I was just using radical stability as a way to estimate bond dissociation energy for an unusual bond (R-Bisulfate), not saying the mechanism actually contained a radical.  For example, allylic hydrogens have BDE's around 10 KCals/Mol lower than regular primary hydrogens.  This is due to the stablized radical that's formed from cleavage of the allylic C-H bond.  This is reflected in the thermodynamics of any reaction involving a molecules with allylic hydrogens, regardless of the mechanism.

Radical stability is just one factor in BDE's though.  For example bonds between hydrogen and SP2/SP carbons are stronger because of the higher S character in the carbons' hybrid orbitals.

Sorry if you knew all that already, I just learned about this stuff and think it's pretty cool.

[Yggdrasil]

I would agree that the reaction is under thermodynamic control and the reason that the major product of R-OH + H₂SO₄ is the alkene because the substitution products are not as stable as the alkene. 

Think of which substitution products are possible.  Water could act as a nucleophile and attack the carbocation to reform the alcohol, but this is not favored for two reasons.  First, the reaction occurs under acidic conditions, H₂SO₄ will protonate most of the newly formed water molecules forming a very non-nucleophilic species (H₃O⁺).  Second, if water does successfully add, the acid in the solution will often protonate the alcohol, creating R-OH₂⁺ which has a good leaving group.

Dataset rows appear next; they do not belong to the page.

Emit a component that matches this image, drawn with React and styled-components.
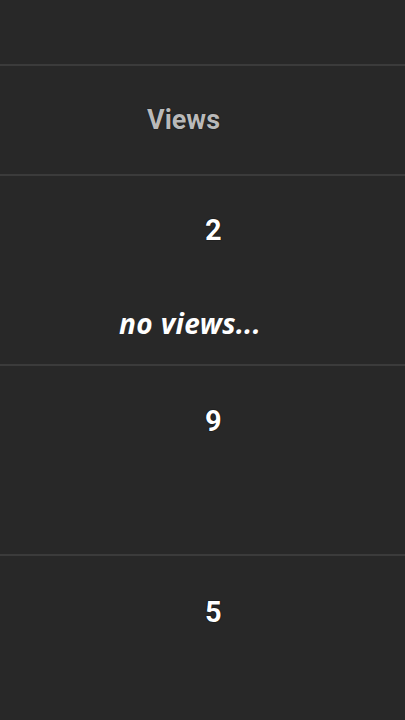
import React from 'react';
import styled, {createGlobalStyle} from 'styled-components';

const GlobalStyle = createGlobalStyle`
  html, body {
    margin: 0;
    padding: 0;
    background: #282828;
  }
`;

const Page = styled.div`
  position: relative;
  width: 405px;
  height: 720px;
  overflow: hidden;
  background: #282828;
  font-family: Roboto, 'Liberation Sans', sans-serif;
`;

const TopBand = styled.div`
  height: 64px;
`;

const Divider = styled.div`
  height: 2px;
  background: #3b3b3b;
`;

const HeaderRow = styled.div`
  height: 108px;
  display: flex;
  align-items: center;
  padding-left: 147px;
`;

const HeaderLabel = styled.span`
  font-size: 27px;
  font-weight: 700;
  line-height: 1;
  color: #b9b9b9;
  text-shadow: 0 0 1px #000;
`;

const DataRow = styled.div`
  height: 188px;
  box-sizing: border-box;
  padding-top: ${p => p.$top}px;
  padding-left: 205px;
`;

const Count = styled.span`
  display: inline-block;
  font-size: 29px;
  font-weight: 700;
  line-height: 1;
  color: #ffffff;
  text-shadow: 0 0 1px #000, 0 0 1px #000;
`;

const Caption = styled.div`
  position: absolute;
  left: 119px;
  top: 304px;
  font-family: 'Noto Sans', 'Open Sans', sans-serif;
  font-style: italic;
  font-weight: 700;
  font-size: 28px;
  line-height: 38px;
  color: #ffffff;
  letter-spacing: 0.4px;
`;

const rows = [
  {views: 2, top: 40},
  {views: 9, top: 41},
  {views: 5, top: 42},
];

export default function App() {
  return (
    <Page>
      <GlobalStyle />
      <TopBand />
      <Divider />
      <HeaderRow>
        <HeaderLabel>Views</HeaderLabel>
      </HeaderRow>
      {rows.map((r, i) => (
        <React.Fragment key={i}>
          <Divider />
          <DataRow $top={r.top}>
            <Count>{r.views}</Count>
          </DataRow>
        </React.Fragment>
      ))}
      <Caption>no views...</Caption>
    </Page>
  );
}
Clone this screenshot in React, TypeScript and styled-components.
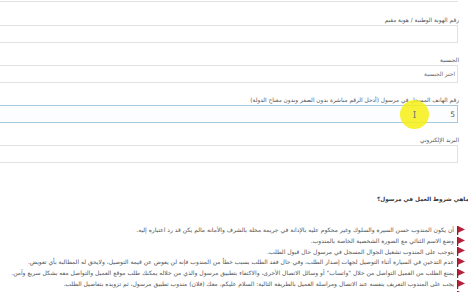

The other substitution reaction that could occur is the addition of a bisulfate anion, but a bisulfate group is a good leaving group and can easily dissociate.  So, yes, I think your BDE argument makes sense.  The newly formed C=C bond will be thermodynamically favored over forming a C-OSO₃H bond, and protonation of the water molecules prevents the carbocation from re-forming the alcohol.